6 Essential Breakfast Spots in San Francisco
Including a classic diner, toast mecca, Southern comfort purveyor and more
San Francisco is undoubtedly a brunch town — there are lines down the street to prove it — but morning meals can be easily found beyond the weekends, too. In fact, the city quietly dominates as a breakfast destination, from casual diner fare to one-of-a-kind dishes that can be found nowhere else. If the day is young and your appetite is high, these are some of the best places to check out for breakfast in San Francisco.
Why you’re here: You found out that “coffee shop” is a misnomer and want to experience Mymy’s decadent breakfast twists.
What you’re ordering: Whether you go for sweet or savory breakfasts, Mymy doesn’t hold anything back, serving dishes as elegant as the surrounding neighborhood. Those with a sweet tooth will want the flavorful lemon cottage cheese pancakes or the fully loaded challah bread French toast. Diners who prefer the savory side should set their sights on the 6 Hours Corned Beef Hash or literally anything from the extensive Benedict menu. And if you can’t decide between the two? A Mymy Monte Cristo is the right choice.
Why you’re here: Old-school San Francisco is alive and well at this Union Square institution.
What you’re ordering: There’s only one breakfast menu item here that’s an absolute must: the world-famous 18 Swedish pancakes. These have been on the menu since the beginning, when the restaurant was still being operated by retired circus clown Ben Sears, and the charm persists. That’s not to say the other dishes, like the Bay Shrimp Omelet or Lee’s Eggs Benedict, aren’t worthwhile — it’s just that everything is enhanced by the presence of all those little pancakes. Don’t forget to add the lingonberries.
Why you’re here: Because you want to see where the toast-centered discussion on San Francisco’s income inequality began…or you actually want to try toast that is genuinely worth $5 to $12.
What you’re ordering: Toast, obviously. Co-owner Josey Baker was born to make bread, as his name suggests, and he now serves it up at The Mill alongside Four Barrel Coffee. However, none of the toast options are “just toast,” in the same way that toasted bagels usually have something on them. From cinnamon and butter ($5.50) up to smoked trout with creme fraiche and cucumber ($12), you’ll find plenty of options at this hip spot. The bread is indeed remarkable, and whole loaves can be purchased.

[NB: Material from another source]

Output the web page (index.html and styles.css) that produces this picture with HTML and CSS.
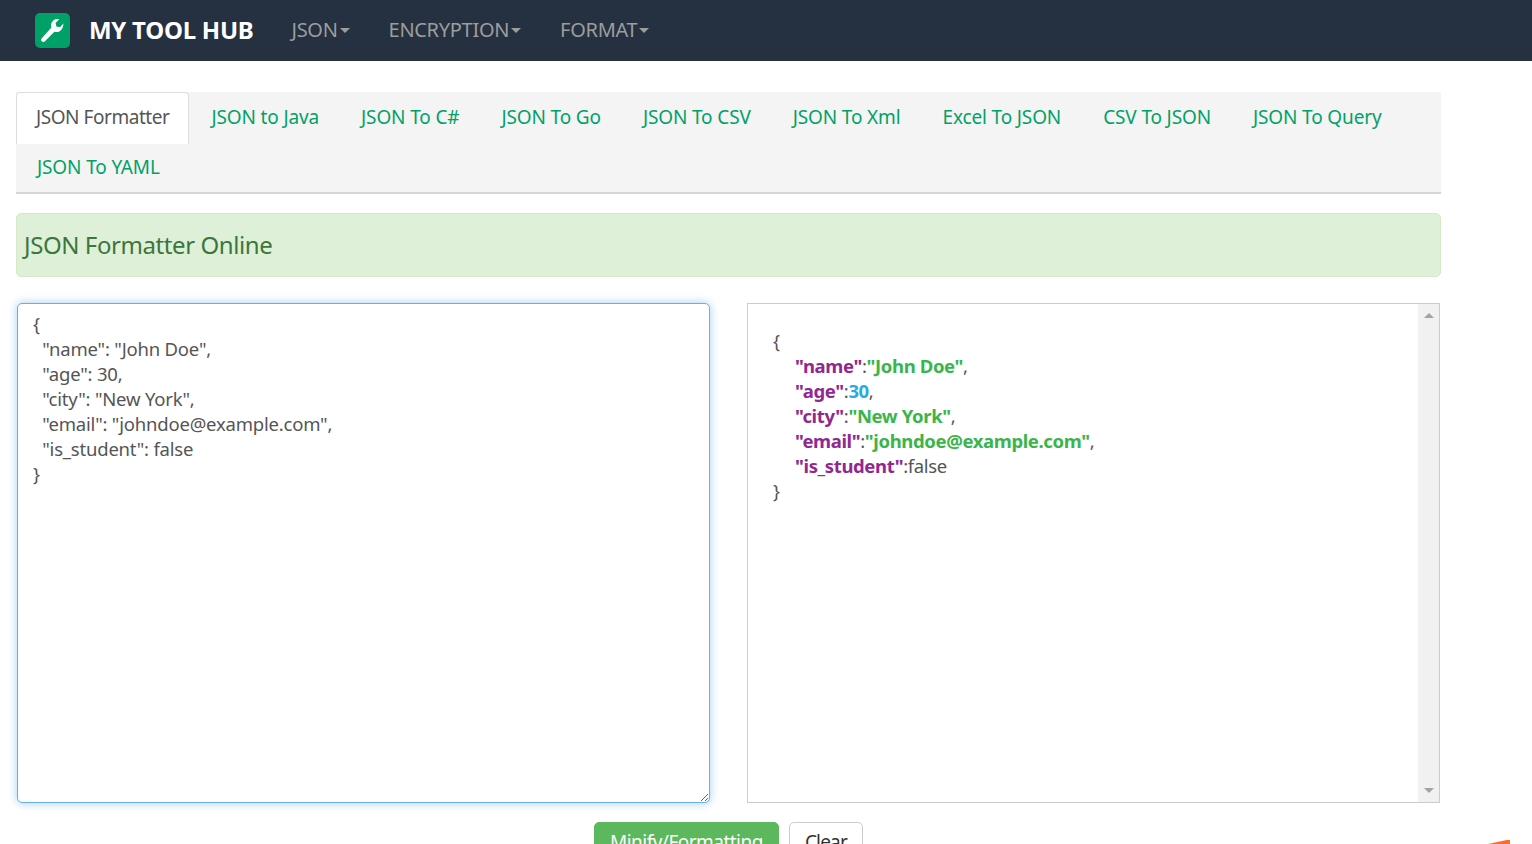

Why you’re here: San Francisco has a sizable Filipino population, and you’re hankering to sample standout cuisine that’s sweeping the nation.
What you’re ordering: From 7 a.m. until 10 a.m., Abacá serves breakfast, and each dish harnesses something special about Filipino cuisine. Notable selections include Bibingka Pancakes with blueberry muscovado syrup, Ube Biscuits with longganisa sausage gravy, and their famous Filipino Breakfast with pineapple-cured pork belly, garlic rice, sunny-side eggs and cucumber atchara. Check out the pastries at their panaderia on the weekend.
Why you’re here: There’s never a wrong time to seek out a little Southern comfort, and Brenda’s has perfected the art of providing it for breakfast — until 3 p.m.
What you’re ordering: For starters, do not miss Grandma’s Molasses-Black Walnut Iced Coffee. No breakfast is complete without this delicious, caffeinated concoction. When it comes to the beignets, getting a flight is the best way to go so you can sample four options at once, though be sure to include the Granny Smith apple one — it’s like a little burst of apple pie. And the Low Country Gumbo, which has crab, shrimp and andouille sausage, would make any Southerner feel like they were back at home. The service is as hospitable as it gets in San Francisco.
Why you’re here: You’re vegan and in search of a delicious option for a plant-based breakfast — or you’re not vegan, but appreciate plant-based cooking done right.
What you’re ordering: Breakfast is served from 9 a.m. to noon on weekdays, and although the menu is not overwhelmingly large, it includes breakfast classics like chia pudding and avocado toast. Of particular note are the chilaquiles and the plant-based Vietnamese iced coffee, though the French toast is a fan favorite as well. The prices have their own appeal, as the owners believe that healthy, vegan food should not be economically inaccessible.